First, under 11 U.S.C. § 522(b)(1), the jewelry, silverware, and quilts were removed from the bankruptcy estate when Debtor declared them exempt and no one objected. Accordingly, the Trustee was no longer obligated to keep possession of it. 11 U.S.C. § 704(1). Further, Russell Heikes' possessory liens on the property have not been satisfied by payment or voided in the bankruptcy proceeding under § 522(f). Accordingly, Russell Heikes was entitled to be placed back in his pre-petition status and to have this secured property returned to him by the Trustee.

The only effect that this bankruptcy case ultimately had on Russell Heikes' claims against Debtor is that his claims against her must be reduced by the payments, if any, that he actually received from the Chapter 13 trustee as provided by 11 U.S.C. § 348(f)(1)(B), or that he may receive in any Chapter 7 distribution as provided by 11 U.S.C. § 726. Those matters will all be for a state court to sort out, if necessary, since the parties are returned to their pre-bankruptcy status. This Court no longer has jurisdiction.

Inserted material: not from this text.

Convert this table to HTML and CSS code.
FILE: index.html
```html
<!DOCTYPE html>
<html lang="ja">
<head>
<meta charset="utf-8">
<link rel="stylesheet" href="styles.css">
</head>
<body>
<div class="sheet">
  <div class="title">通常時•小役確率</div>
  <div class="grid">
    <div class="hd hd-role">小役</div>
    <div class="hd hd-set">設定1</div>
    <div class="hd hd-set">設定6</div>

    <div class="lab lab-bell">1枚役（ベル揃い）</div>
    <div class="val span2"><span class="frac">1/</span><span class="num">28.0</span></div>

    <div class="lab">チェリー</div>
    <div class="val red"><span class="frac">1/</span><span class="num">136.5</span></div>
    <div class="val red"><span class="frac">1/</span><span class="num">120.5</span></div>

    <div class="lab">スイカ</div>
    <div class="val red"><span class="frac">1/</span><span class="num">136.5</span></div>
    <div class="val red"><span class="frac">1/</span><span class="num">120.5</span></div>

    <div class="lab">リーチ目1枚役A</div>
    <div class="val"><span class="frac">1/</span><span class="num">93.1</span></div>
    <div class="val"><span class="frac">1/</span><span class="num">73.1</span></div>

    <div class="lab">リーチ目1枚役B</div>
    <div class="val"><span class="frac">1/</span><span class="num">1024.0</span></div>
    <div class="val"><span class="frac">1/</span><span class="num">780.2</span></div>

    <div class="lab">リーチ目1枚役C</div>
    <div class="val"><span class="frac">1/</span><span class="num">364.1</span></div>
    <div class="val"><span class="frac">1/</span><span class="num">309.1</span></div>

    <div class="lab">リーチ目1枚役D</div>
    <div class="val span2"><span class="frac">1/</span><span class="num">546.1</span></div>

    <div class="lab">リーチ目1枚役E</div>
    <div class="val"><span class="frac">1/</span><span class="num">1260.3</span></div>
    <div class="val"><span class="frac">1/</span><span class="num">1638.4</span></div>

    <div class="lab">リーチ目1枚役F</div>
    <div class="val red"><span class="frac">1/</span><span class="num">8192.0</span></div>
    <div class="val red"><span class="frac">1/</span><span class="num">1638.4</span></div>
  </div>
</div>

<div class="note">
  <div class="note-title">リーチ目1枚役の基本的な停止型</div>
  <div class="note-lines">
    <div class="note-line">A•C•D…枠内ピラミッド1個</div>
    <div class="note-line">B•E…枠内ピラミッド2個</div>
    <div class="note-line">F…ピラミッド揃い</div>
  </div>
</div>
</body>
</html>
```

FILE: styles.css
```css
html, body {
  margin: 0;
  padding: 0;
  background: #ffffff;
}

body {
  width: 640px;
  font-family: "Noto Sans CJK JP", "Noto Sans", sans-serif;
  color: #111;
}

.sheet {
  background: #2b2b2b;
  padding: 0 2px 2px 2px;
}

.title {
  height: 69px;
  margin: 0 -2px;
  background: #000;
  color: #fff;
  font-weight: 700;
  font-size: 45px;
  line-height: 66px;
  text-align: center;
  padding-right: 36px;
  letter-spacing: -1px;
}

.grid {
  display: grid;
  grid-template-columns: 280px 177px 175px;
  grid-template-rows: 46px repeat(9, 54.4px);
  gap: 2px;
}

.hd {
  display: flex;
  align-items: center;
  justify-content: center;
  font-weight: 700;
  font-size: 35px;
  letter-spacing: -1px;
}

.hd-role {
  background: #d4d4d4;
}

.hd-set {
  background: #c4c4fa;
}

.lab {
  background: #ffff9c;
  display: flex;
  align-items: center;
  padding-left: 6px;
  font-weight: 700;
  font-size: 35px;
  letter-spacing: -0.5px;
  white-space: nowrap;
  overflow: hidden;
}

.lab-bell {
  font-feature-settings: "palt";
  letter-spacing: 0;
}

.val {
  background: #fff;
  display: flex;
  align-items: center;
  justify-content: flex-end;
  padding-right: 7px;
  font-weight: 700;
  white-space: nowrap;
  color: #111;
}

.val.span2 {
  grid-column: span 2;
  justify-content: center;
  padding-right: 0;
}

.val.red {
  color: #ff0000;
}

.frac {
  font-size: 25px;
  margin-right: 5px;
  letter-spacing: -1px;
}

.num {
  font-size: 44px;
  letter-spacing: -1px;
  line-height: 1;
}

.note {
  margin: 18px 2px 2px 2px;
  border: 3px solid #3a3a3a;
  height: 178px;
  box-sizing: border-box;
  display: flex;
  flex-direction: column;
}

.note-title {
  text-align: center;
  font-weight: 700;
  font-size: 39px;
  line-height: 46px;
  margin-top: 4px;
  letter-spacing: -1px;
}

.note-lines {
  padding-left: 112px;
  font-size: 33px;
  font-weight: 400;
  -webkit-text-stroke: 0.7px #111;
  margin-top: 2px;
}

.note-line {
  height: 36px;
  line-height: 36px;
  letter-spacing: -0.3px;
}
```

Appropriate orders will be entered denying Debtor's Motion to Avoid Lien on Debtor's Exempt Property and awarding judgment for the Defendants in the adversary proceeding. No costs will be awarded to any party.

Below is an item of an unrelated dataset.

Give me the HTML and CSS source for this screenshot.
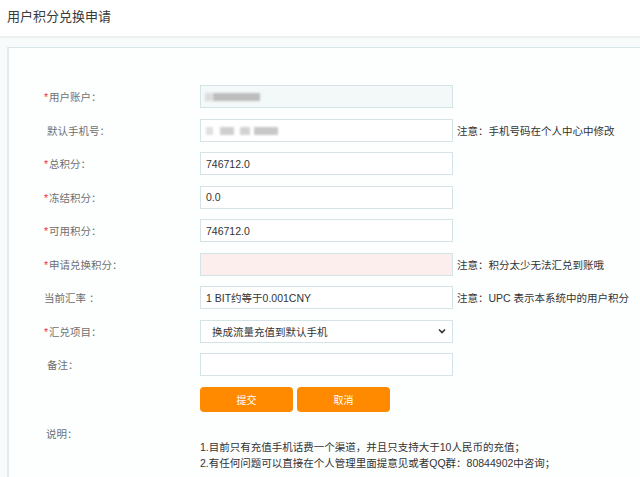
FILE: index.html
```html
<!DOCTYPE html>
<html lang="zh-CN">
<head>
<meta charset="utf-8">
<title>用户积分兑换申请</title>
<link rel="stylesheet" href="styles.css">
</head>
<body>
<div class="header"><h1 class="title">用户积分兑换申请</h1></div>
<div class="wrap">
  <div class="panel">
    <form class="form">
      <div class="row">
        <label class="label"><span class="req">*</span>用户账户：</label>
        <div class="field ro">
          <span class="blur b1"></span><span class="blur b2"></span>
        </div>
      </div>
      <div class="row">
        <label class="label pad">默认手机号：</label>
        <div class="field plain">
          <span class="blur b3"></span><span class="blur b4"></span><span class="blur b5"></span><span class="blur b6"></span>
        </div>
        <span class="note">注意：手机号码在个人中心中修改</span>
      </div>
      <div class="row">
        <label class="label"><span class="req">*</span>总积分：</label>
        <input class="field" type="text" value="746712.0">
      </div>
      <div class="row">
        <label class="label"><span class="req">*</span>冻结积分：</label>
        <input class="field" type="text" value="0.0">
      </div>
      <div class="row">
        <label class="label"><span class="req">*</span>可用积分：</label>
        <input class="field" type="text" value="746712.0">
      </div>
      <div class="row">
        <label class="label"><span class="req">*</span>申请兑换积分：</label>
        <input class="field err" type="text" value="">
        <span class="note">注意：积分太少无法汇兑到账哦</span>
      </div>
      <div class="row">
        <label class="label">当前汇率 ：</label>
        <input class="field" type="text" value="1 BIT约等于0.001CNY">
        <span class="note">注意：UPC 表示本系统中的用户积分</span>
      </div>
      <div class="row">
        <label class="label"><span class="req">*</span>汇兑项目：</label>
        <div class="field select">
          <span>换成流量充值到默认手机</span>
          <svg class="chev" width="8" height="6" viewBox="0 0 8 6"><path d="M1 1.5 L4 4.5 L7 1.5" fill="none" stroke="#333" stroke-width="1.6"/></svg>
        </div>
      </div>
      <div class="row">
        <label class="label pad">备注：</label>
        <input class="field" type="text" value="">
      </div>
      <div class="btns">
        <button type="button" class="btn">提交</button>
        <button type="button" class="btn">取消</button>
      </div>
      <div class="desc">
        <div class="label">说明：</div>
        <div class="desc-body">
          <p>1.目前只有充值手机话费一个渠道，并且只支持大于10人民币的充值；</p>
          <p>2.有任何问题可以直接在个人管理里面提意见或者QQ群：80844902中咨询；</p>
        </div>
      </div>
    </form>
  </div>
</div>
</body>
</html>
```
FILE: styles.css
```css
html, body {
  margin: 0;
  padding: 0;
  background: #ffffff;
  font-family: "Liberation Sans", "Noto Sans CJK SC", sans-serif;
  font-size: 10.5px;
  color: #333;
  overflow: hidden;
}
.header {
  height: 36px;
  border-bottom: 2px solid #efefef;
  padding-left: 7px;
  display: flex;
  align-items: center;
}
.title {
  margin: 0;
  font-size: 13px;
  font-weight: normal;
  color: #3a3a3a;
  line-height: 36px;
  margin-top: -2px;
}
.wrap {
  background: #f8fbfc;
  padding: 9px 0 0 7px;
  height: 440px;
}
.panel {
  background: #fdfefe;
  border-top: 1px solid #d7e4e8;
  border-left: 2px solid #e2ecef;
  height: 100%;
}
.form {
  padding: 37px 0 0 35px;
}
.row {
  display: flex;
  align-items: center;
  height: 23px;
  margin-bottom: 10.5px;
}
.label {
  width: 156px;
  flex: none;
  color: #707070;
  font-size: 10.5px;
}
.label.pad {
  padding-left: 3px;
  width: 153px;
}
.req {
  color: #e33;
  margin-right: 1px;
}
.field {
  box-sizing: border-box;
  width: 253px;
  height: 23px;
  border: 1px solid #d3e3e6;
  background: #fff;
  padding: 0 5px;
  font-family: inherit;
  font-size: 10.5px;
  color: #333;
  margin: 0;
  outline: none;
  flex: none;
}
.field.ro {
  background: #f3f8f9;
  position: relative;
}
.field.plain {
  position: relative;
}
.field.err {
  background: #fdeeee;
}
.blur {
  position: absolute;
  top: 7px;
  height: 8px;
  background: #b5b5b5;
  filter: blur(1px);
}
.b1 { left: 4px; width: 8px; background: #dcdcdc; }
.b2 { left: 12px; width: 47px; background: #bdbdbd; }
.b3 { left: 5px; width: 7px; background: #e0e0e0; }
.b4 { left: 19px; width: 14px; background: #cfcfcf; }
.b5 { left: 39px; width: 10px; background: #d3d3d3; }
.b6 { left: 53px; width: 24px; background: #c8c8c8; }
.field.select {
  display: flex;
  align-items: center;
  justify-content: space-between;
  padding: 0 6px 0 11px;
}
.chev {
  display: block;
}
.note {
  margin-left: 4px;
  color: #333;
  white-space: nowrap;
}
.btns {
  display: flex;
  gap: 4px;
  margin-left: 156px;
  margin-top: 1.5px;
}
.btn {
  width: 93px;
  height: 25px;
  border: none;
  border-radius: 4px;
  background: #ff8a00;
  color: #fff;
  font-family: inherit;
  font-size: 10px;
  padding: 0;
}
.desc {
  display: flex;
  margin-top: 14px;
  line-height: 16px;
}
.desc .label {
  padding-left: 2px;
  width: 154px;
}
.desc-body {
  padding-top: 13px;
}
.desc-body p {
  margin: 0;
  line-height: 16px;
  color: #333;
}
```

1. Russell Heikes was served. Attorney Collier was not. She has not filed a formal notice of appearance for Russell Heikes.

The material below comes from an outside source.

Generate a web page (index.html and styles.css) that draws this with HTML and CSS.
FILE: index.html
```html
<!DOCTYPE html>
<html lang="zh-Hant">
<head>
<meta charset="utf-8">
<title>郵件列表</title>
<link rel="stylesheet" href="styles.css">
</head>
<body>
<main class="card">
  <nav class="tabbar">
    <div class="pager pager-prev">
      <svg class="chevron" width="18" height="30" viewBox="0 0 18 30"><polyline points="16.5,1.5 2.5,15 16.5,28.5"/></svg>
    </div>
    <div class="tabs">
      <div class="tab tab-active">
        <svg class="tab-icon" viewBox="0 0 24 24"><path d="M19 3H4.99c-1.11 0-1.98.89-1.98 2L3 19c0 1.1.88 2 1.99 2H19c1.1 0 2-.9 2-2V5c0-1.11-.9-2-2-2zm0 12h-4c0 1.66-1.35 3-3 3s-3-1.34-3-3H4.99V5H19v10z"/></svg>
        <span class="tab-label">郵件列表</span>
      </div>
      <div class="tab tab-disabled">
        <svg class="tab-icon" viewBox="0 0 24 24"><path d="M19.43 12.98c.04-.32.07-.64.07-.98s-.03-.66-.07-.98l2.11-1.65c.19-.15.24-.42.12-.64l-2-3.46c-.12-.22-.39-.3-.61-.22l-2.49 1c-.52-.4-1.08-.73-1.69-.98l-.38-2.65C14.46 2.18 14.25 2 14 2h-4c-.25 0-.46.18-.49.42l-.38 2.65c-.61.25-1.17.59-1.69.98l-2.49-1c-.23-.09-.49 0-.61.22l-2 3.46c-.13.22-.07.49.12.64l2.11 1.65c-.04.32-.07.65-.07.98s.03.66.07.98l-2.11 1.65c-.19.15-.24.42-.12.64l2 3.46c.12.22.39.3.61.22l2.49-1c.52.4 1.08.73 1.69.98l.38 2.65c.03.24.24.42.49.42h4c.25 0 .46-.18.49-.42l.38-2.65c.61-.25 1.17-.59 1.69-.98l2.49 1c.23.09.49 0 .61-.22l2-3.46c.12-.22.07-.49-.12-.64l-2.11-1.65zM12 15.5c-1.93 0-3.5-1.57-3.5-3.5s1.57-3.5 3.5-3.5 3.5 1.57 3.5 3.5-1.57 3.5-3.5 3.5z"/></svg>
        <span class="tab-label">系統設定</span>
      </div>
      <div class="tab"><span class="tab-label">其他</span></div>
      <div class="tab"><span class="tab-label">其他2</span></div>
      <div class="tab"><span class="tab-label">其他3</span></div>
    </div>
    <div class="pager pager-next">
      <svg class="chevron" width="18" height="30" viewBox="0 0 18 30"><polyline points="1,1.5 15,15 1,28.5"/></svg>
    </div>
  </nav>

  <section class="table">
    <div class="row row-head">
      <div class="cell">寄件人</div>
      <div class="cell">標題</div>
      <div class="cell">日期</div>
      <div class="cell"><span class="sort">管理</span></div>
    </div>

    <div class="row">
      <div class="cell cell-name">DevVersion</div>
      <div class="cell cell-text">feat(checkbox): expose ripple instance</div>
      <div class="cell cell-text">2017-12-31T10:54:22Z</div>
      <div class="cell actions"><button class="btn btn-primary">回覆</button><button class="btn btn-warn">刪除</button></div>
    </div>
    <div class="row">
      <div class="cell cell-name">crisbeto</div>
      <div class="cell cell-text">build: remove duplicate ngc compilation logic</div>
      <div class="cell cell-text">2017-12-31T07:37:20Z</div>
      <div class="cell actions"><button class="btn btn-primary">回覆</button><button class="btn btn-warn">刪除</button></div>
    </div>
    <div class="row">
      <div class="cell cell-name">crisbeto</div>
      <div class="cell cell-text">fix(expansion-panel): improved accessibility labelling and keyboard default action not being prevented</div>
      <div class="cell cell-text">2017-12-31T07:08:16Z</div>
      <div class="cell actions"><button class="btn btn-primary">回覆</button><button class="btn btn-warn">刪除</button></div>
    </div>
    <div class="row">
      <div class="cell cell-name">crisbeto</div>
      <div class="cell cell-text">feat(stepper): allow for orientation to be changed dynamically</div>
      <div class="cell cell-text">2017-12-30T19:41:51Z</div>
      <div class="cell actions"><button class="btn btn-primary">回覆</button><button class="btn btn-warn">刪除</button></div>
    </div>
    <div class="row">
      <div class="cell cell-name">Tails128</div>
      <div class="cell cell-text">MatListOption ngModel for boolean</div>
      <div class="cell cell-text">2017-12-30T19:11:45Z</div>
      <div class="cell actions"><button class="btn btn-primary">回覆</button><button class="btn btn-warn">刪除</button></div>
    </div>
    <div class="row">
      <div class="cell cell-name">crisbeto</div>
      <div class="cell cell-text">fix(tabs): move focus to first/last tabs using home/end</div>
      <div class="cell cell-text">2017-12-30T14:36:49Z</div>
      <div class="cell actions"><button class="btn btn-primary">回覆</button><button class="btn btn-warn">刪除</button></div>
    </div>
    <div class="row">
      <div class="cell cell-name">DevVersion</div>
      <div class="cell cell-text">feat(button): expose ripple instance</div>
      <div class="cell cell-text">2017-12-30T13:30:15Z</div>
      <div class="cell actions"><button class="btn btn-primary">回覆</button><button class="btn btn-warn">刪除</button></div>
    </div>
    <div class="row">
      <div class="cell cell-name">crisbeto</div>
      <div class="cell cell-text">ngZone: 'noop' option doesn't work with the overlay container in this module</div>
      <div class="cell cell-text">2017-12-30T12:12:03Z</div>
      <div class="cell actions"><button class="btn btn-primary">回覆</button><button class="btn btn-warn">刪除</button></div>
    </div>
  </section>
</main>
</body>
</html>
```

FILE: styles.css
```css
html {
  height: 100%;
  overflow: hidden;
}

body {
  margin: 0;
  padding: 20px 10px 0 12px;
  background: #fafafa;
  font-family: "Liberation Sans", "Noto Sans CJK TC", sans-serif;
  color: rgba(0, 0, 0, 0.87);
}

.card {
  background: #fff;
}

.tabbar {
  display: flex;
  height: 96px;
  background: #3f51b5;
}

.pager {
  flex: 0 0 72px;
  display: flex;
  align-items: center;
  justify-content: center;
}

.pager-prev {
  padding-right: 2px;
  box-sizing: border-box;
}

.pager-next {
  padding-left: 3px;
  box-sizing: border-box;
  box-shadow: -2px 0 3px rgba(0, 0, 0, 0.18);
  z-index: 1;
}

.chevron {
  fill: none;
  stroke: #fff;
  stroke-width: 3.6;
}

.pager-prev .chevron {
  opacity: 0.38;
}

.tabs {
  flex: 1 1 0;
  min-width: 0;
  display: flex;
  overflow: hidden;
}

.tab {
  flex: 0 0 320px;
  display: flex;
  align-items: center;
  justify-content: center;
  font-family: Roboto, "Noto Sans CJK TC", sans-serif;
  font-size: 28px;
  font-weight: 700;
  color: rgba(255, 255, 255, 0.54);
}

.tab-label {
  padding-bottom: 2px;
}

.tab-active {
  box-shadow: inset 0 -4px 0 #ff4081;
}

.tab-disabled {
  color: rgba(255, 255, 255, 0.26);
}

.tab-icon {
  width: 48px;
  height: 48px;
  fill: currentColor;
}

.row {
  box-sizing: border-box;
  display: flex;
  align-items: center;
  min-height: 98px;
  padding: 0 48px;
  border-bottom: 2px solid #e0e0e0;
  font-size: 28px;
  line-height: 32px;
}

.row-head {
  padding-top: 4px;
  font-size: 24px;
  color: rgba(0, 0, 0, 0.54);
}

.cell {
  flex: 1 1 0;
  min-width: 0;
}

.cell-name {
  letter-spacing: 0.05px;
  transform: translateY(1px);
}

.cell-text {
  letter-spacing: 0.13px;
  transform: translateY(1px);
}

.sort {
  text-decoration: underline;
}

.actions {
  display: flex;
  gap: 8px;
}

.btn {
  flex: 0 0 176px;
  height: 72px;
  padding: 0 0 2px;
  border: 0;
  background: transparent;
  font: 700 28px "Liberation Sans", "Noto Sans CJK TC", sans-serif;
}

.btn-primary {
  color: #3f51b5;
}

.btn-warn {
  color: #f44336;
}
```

2. In Armstrong v. Lindberg (In re Lindberg), 735 F.2d 1087 (8th Cir. 1984), the court held that the date of conversion from a Chapter 13 to a Chapter 7 determined what exemptions a debtor could claim. Since that decision, however, the Bankruptcy Code has been amended to clarify that the estate of a Chapter 13 case converted to a Chapter 7 case is essentially the original estate that existed on the Chapter 13 petition date. See 11 U.S.C. § 348(f)(1994). Therefore, the Lindberg rationale is drawn into doubt. See Lowe v. Sandoval (In re Sandoval), 103 F.3d 20 (5th Cir. 1997).